Thoughts on Sweetgrass
Braiding Sweetgrass: Indigenous Wisdom, Scientific Knowledge and the Teachings of Plants by Robin Wall Kimmermer is the perfect antidote to following current events.
In Braiding Sweetgrass, Robin Wall Kimmermer paints a picture of the natural world in exquisite detail, weaving scientific knowledge, stories of her life, and Indigenous wisdom. I listen to her read her audiobook while walking, driving, cleaning out the fridge, with sparks of inspiration illuminating my mind like fireflies. After spending time with her reading, I easily conjure those magical insects, lighting up the dark space just below trees’ leafy canopies and rising from gardens like fairies at dusk. They are fleeting, rising to the tops of the trees, and mostly disappearing by the time the sun is gone. When I see them, I resist a child-like desire to catch them in a jar like I did when I was a little girl in East Texas, because I don’t want to disrupt them. Now I visit them every summer in the Blue Ridge Mountains of North Carolina where we participate in a folk music gathering (think adult summer camp). I almost forget the magic of fireflies between trips – and the accompaniment of the music - The reverberating sound of bullfrogs, the buzz of cicadas, stringed instruments of all kinds, and human voices blending in song as people gather for jams under tents. How easy it is to succumb to the stories of the day in the news, the ick of awareness of meanness, both on a local and global scale.
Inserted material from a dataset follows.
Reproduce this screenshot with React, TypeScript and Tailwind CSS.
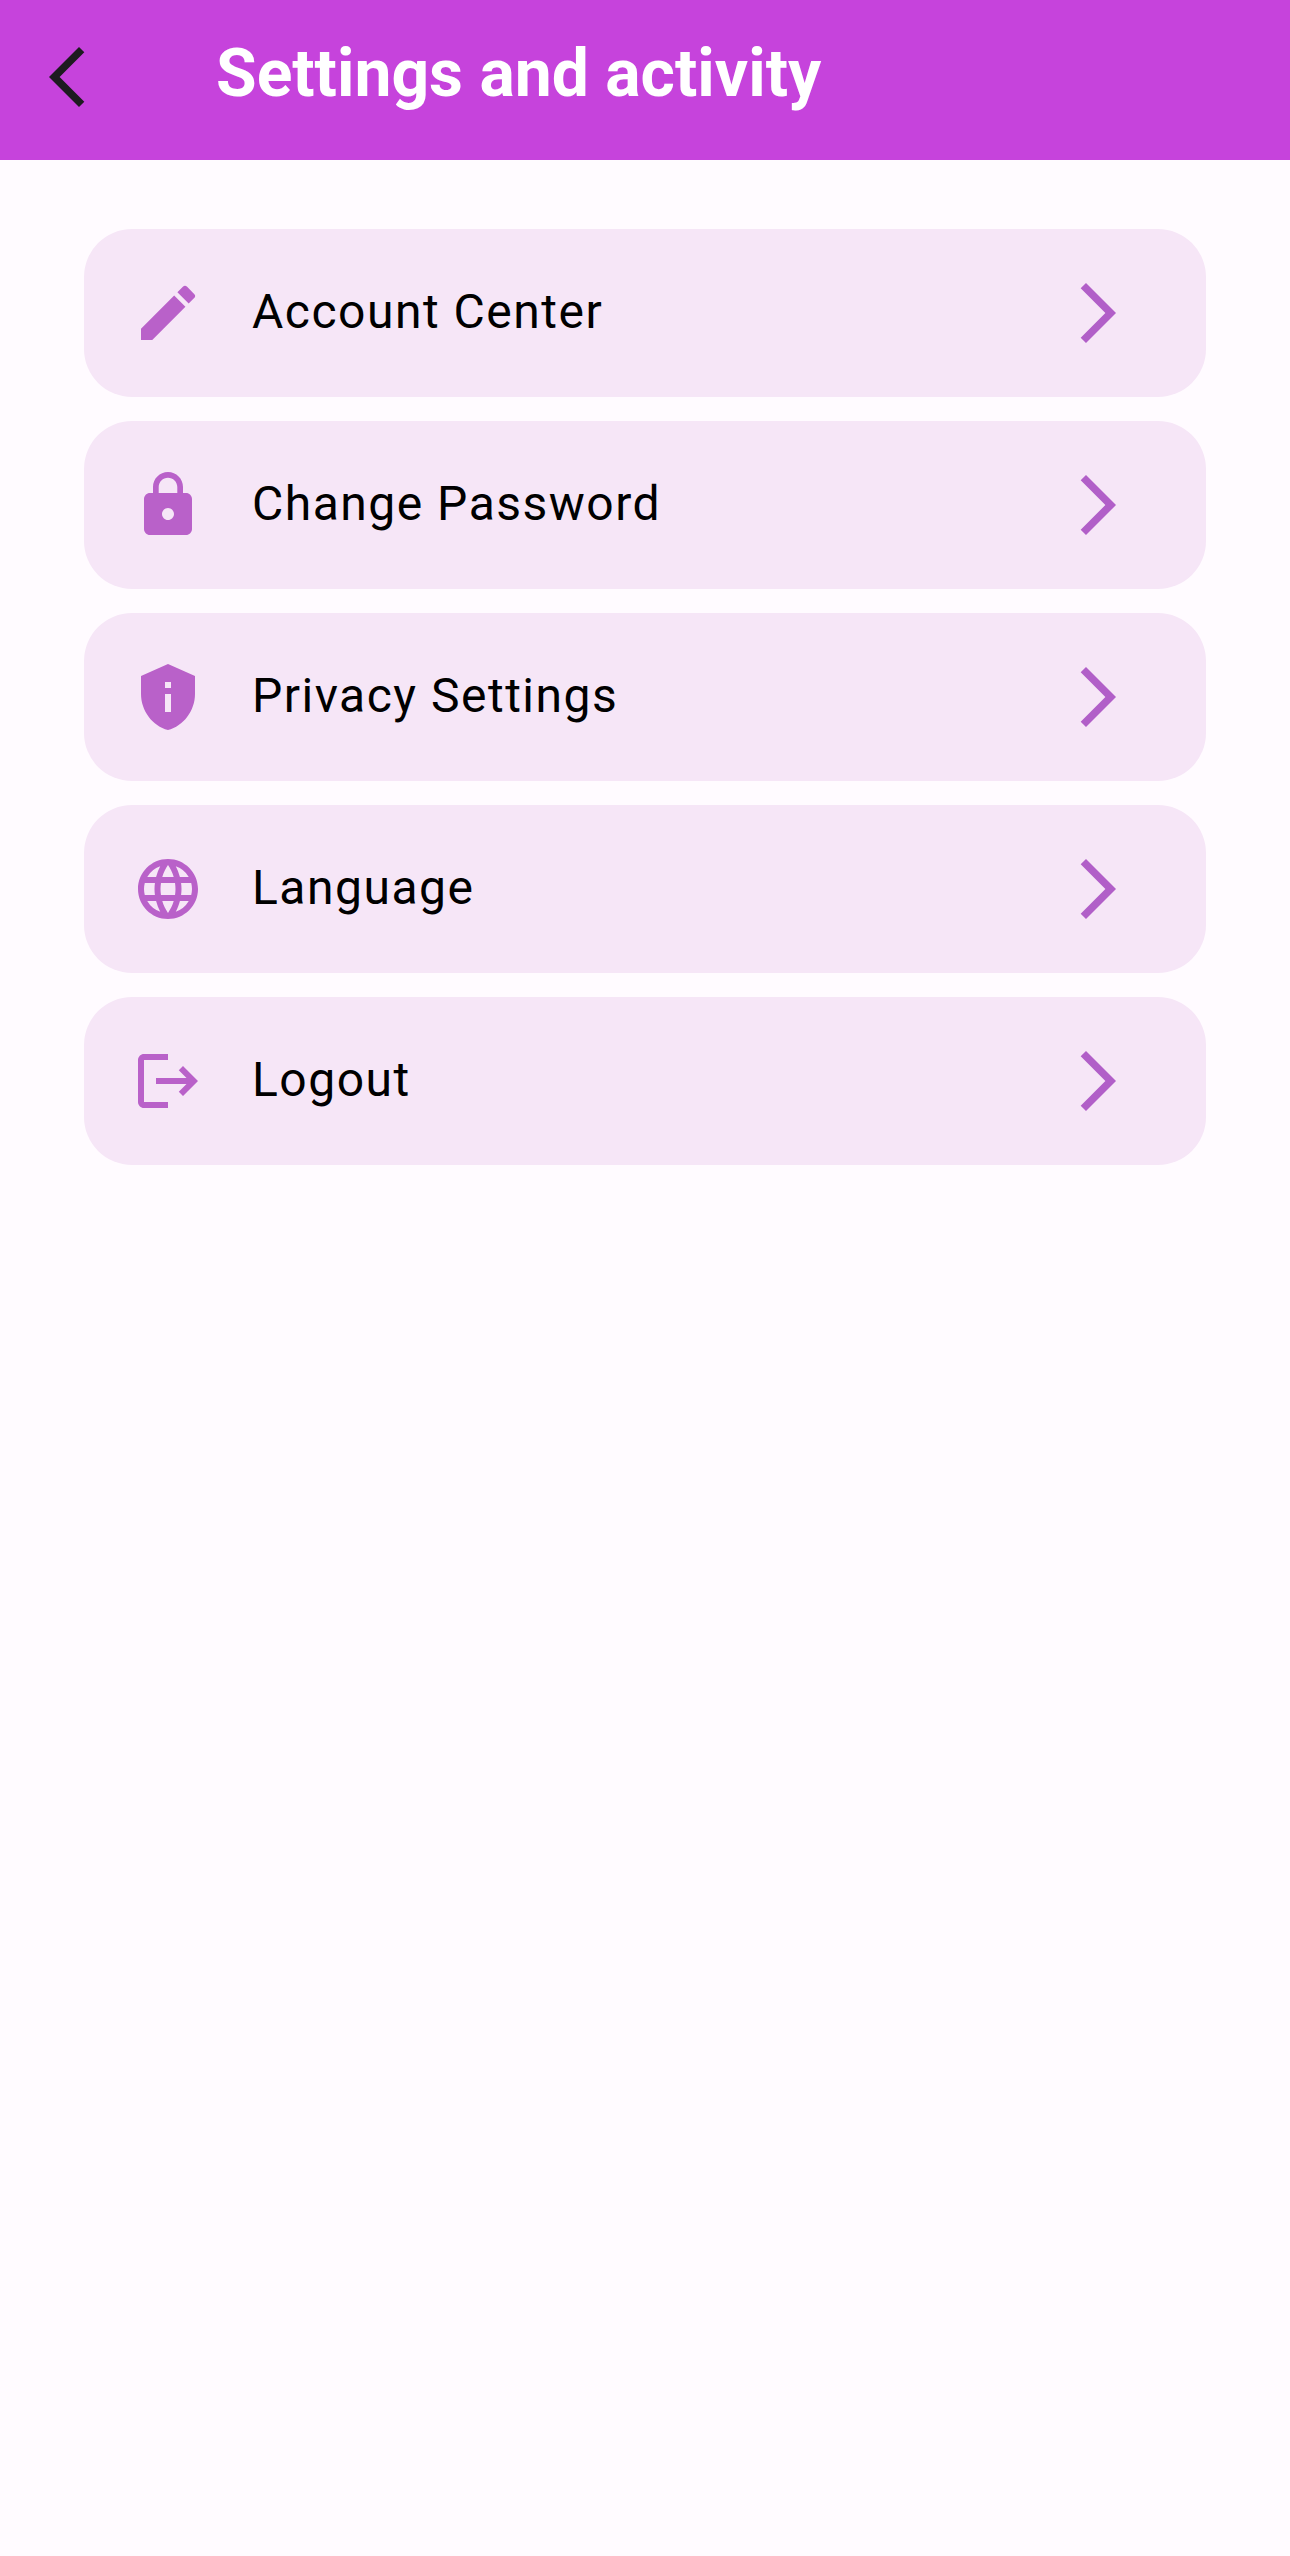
import type { IconType } from 'react-icons'
import { MdArrowBackIosNew, MdArrowForwardIos, MdEdit, MdLanguage, MdLock, MdLogout, MdPrivacyTip } from 'react-icons/md'

interface SettingsItem {
  label: string
  icon: IconType
}

const items: SettingsItem[] = [
  { label: 'Account Center', icon: MdEdit },
  { label: 'Change Password', icon: MdLock },
  { label: 'Privacy Settings', icon: MdPrivacyTip },
  { label: 'Language', icon: MdLanguage },
  { label: 'Logout', icon: MdLogout },
]

function SettingsRow({ label, icon: Icon }: SettingsItem) {
  return (
    <div className="h-[168px] rounded-[48px] bg-[#f6e6f7] pl-[48px] pr-[72px] flex items-center">
      <Icon className="w-[72px] h-[72px] text-[#b961c9] shrink-0" />
      <span className="ml-[48px] mb-[2px] flex-1 text-[48px] leading-none tracking-[1.5px] text-black">{label}</span>
      <MdArrowForwardIos className="w-[72px] h-[72px] text-[#b15fc8] shrink-0" />
    </div>
  )
}

export default function App() {
  return (
    <div className="min-h-[2556px] bg-[#fffbff] font-['Roboto',sans-serif]">
      <header className="h-[160px] bg-[#c643dc] flex items-start">
        <MdArrowBackIosNew className="w-[72px] h-[72px] mt-[41px] ml-[31px] text-[#1d1b20] shrink-0" />
        <h1 className="ml-[113px] mt-[36px] text-[66px] leading-[76px] font-bold text-white">Settings and activity</h1>
      </header>
      <main className="px-[84px] pt-[69px] flex flex-col gap-[24px]">
        {items.map((item) => (
          <SettingsRow key={item.label} {...item} />
        ))}
      </main>
    </div>
  )
}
But Kimmermer’s stories bring me back to the magic of fireflies, even though so far her stories’ settings are nowhere near the place of my summer visits. It reminds me - The whole of nature is connected. Perhaps we are like aspens that appear to be individual trees on the surface, but are deeply interconnected for miles beneath Earth, one giant organism composed of a million intertwined parts.